Jakarta (Uritanet) :
Di tengah dinamika pembangunan ekonomi yang makin kompleks, Badan Urusan Legislasi Daerah (BULD) DPD RI menegaskan pentingnya peran koperasi sebagai penggerak utama ekonomi lokal yang berkelanjutan.
Dalam Rapat Dengar Pendapat yang digelar di Gedung DPD RI, Senayan, Jakarta, BULD DPD RI menyoroti urgensi penguatan regulasi daerah yang berpihak pada koperasi—khususnya koperasi desa—agar tak sekadar menjadi jargon pembangunan, tetapi benar-benar mampu menjawab kebutuhan masyarakat akar rumput.
Wakil Ketua BULD DPD RI, Abdul Hamid, menyampaikan bahwa koperasi desa saat ini masih menghadapi tantangan fundamental, mulai dari tumpang tindih regulasi hingga absennya payung hukum untuk program strategis nasional seperti Koperasi Merah Putih.
“Program strategis seperti Koperasi Merah Putih belum memiliki dasar hukum kuat di daerah. Akibatnya, pelaksanaan program kerap mandek pada tataran administratif tanpa menyentuh substansi pemberdayaan ekonomi desa,” tegas Hamid dalam forum tersebut, yang turut dihadiri oleh Ketua BULD Stefanus BAN Liow dan Wakil Ketua BULD Agita Nurfianti.

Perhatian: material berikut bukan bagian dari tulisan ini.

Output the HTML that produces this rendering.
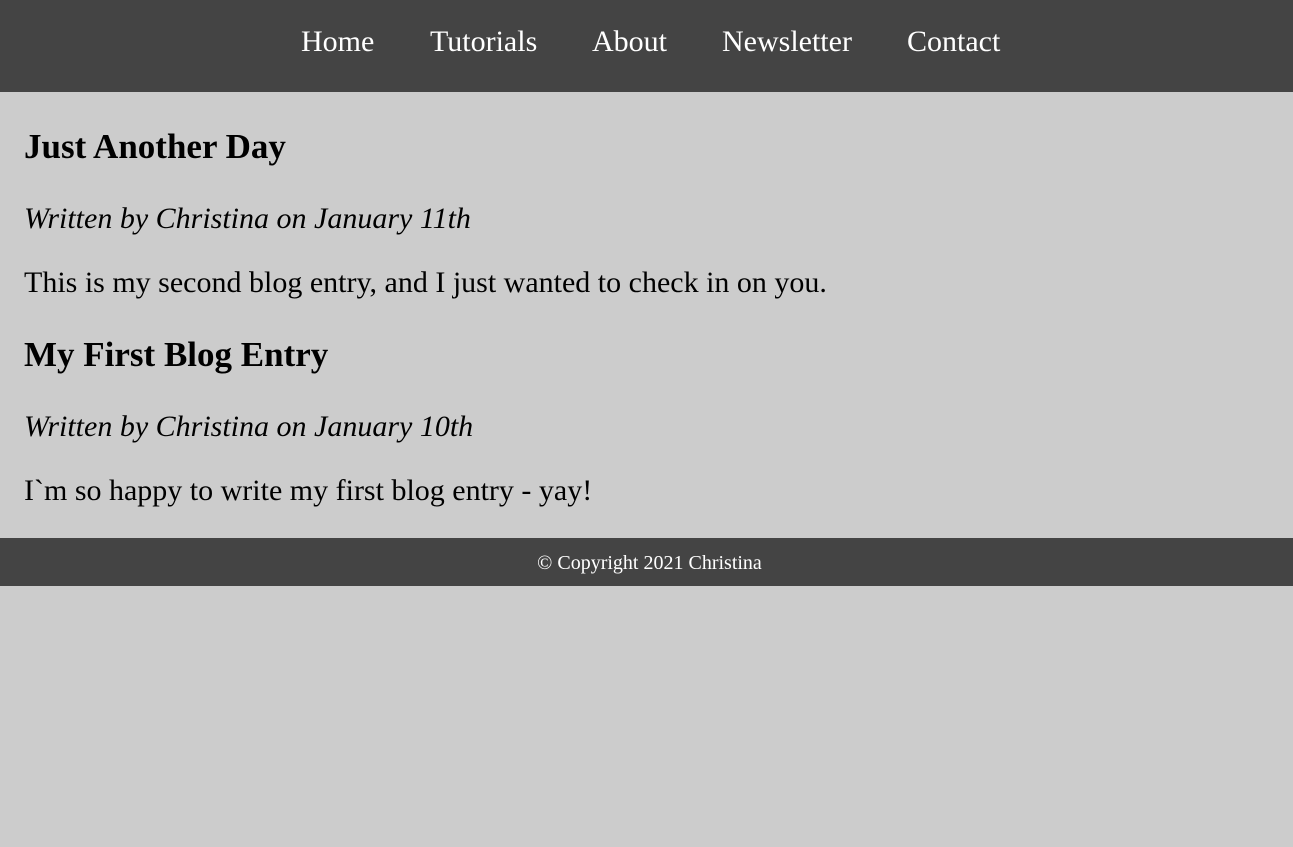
<!DOCTYPE html>
<html><head><style>
html,body{margin:0;padding:0;background:#cccccc;font-family:"Liberation Serif",serif;}
nav{background:#444;height:92px;position:relative;}
nav a{position:absolute;top:24px;color:#fff;font-size:30px;text-decoration:none;line-height:36px;}
h2{font-size:35px;margin:0;position:absolute;line-height:40px;white-space:nowrap;}
.p{position:absolute;font-size:30px;line-height:36px;left:24px;white-space:nowrap;}
i{font-style:italic}
footer{position:absolute;top:538px;left:0;width:1293px;height:48px;background:#444;color:#fff;font-size:20px;text-align:center;line-height:50px;}
footer span{position:relative;left:3px;}
</style></head><body>
<nav>
<a style="left:301px">Home</a>
<a style="left:430px">Tutorials</a>
<a style="left:592px">About</a>
<a style="left:722px">Newsletter</a>
<a style="left:907px">Contact</a>
</nav>
<h2 style="left:24px;top:127px">Just Another Day</h2>
<div class="p" style="top:201px"><i>Written by Christina on January 11th</i></div>
<div class="p" style="top:265px">This is my second blog entry, and I just wanted to check in on you.</div>
<h2 style="left:24px;top:335px">My First Blog Entry</h2>
<div class="p" style="top:409px"><i>Written by Christina on January 10th</i></div>
<div class="p" style="top:473px">I`m so happy to write my first blog entry - yay!</div>
<footer><span>© Copyright 2021 Christina</span></footer>
</body></html>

Relevansi Undang-Undang Perlu Dievaluasi
Salah satu sorotan utama dalam rapat ini adalah keterlambatan daerah dalam menyesuaikan regulasi koperasi. Banyak Peraturan Daerah (Perda) yang masih merujuk pada Undang-Undang Nomor 25 Tahun 1992, yang kini dinilai tidak lagi kontekstual. Di sisi lain, norma-norma baru dalam UU Cipta Kerja 2023 belum secara optimal diimplementasikan di level daerah.
Abdul Hamid menegaskan bahwa BULD DPD RI memiliki mandat untuk memantau dan mengevaluasi setiap Ranperda maupun Perda agar berpihak pada kepentingan rakyat, serta tidak menambah beban administratif yang kontraproduktif terhadap iklim usaha koperasi.
Pakar koperasi Slamet Riyadi Bisri yang turut hadir dalam forum ini menekankan bahwa pembangunan koperasi idealnya tidak dibatasi oleh ruang geografis. Ia mendorong agar konsep Koperasi Merah Putih dapat menjangkau perkotaan maupun perdesaan, dengan menyesuaikan jenis usaha pada potensi lokal yang dimiliki masing-masing wilayah.
“Koperasi adalah bentuk dari helping people to help themselves. Perlu dukungan teknologi digital dan ekosistem komunikasi yang inklusif agar koperasi bisa tumbuh adaptif,” ujarnya.
“Pemerintah harus hadir, tidak hanya sebatas membuat regulasi, tapi juga aktif memproteksi dan mengawal koperasi sesuai karakter industri yang dikembangkan,” imbuhnya.

Jembatan Legislasi Pusat dan Daerah
Lebih jauh, BULD DPD RI menegaskan posisinya bukan sebagai lembaga yang memperpanjang birokrasi, melainkan sebagai jembatan harmonisasi antara regulasi pusat dan daerah. Abdul Hamid memastikan bahwa seluruh kebijakan dan legislasi harus mengedepankan kolaborasi dua arah—dari pusat ke daerah dan sebaliknya.
“Kami hadir bukan untuk mengawasi daerah, tapi menjembatani kepentingan lokal agar punya ruang dalam kebijakan nasional. Sebab pembangunan tanpa keberpihakan pada akar masalah, hanya akan menjadi mimpi yang tak membumi,” pungkasnya.
Koperasi bukan sekadar alternatif ekonomi, tapi masa depan sistem ekonomi kerakyatan Indonesia. Ketika regulasi lokal selaras dengan kebijakan nasional, koperasi bisa menjelma menjadi kekuatan utama dalam pembangunan ekonomi inklusif dan berkeadilan sosial.
Sudah waktunya koperasi tidak hanya dihidupkan, tetapi diberdayakan secara utuh, legal, dan berkelanjutan. Koperasi bukan tentang besar atau kecilnya modal, tetapi kuat atau tidaknya kebijakan yang memayungi.
BULD DPD RI terus berkomitmen meletakkan koperasi di pusat pembangunan ekonomi nasional. Sebab Indonesia yang kuat dimulai dari ekonomi rakyat yang berdaulat—dan koperasi adalah kuncinya.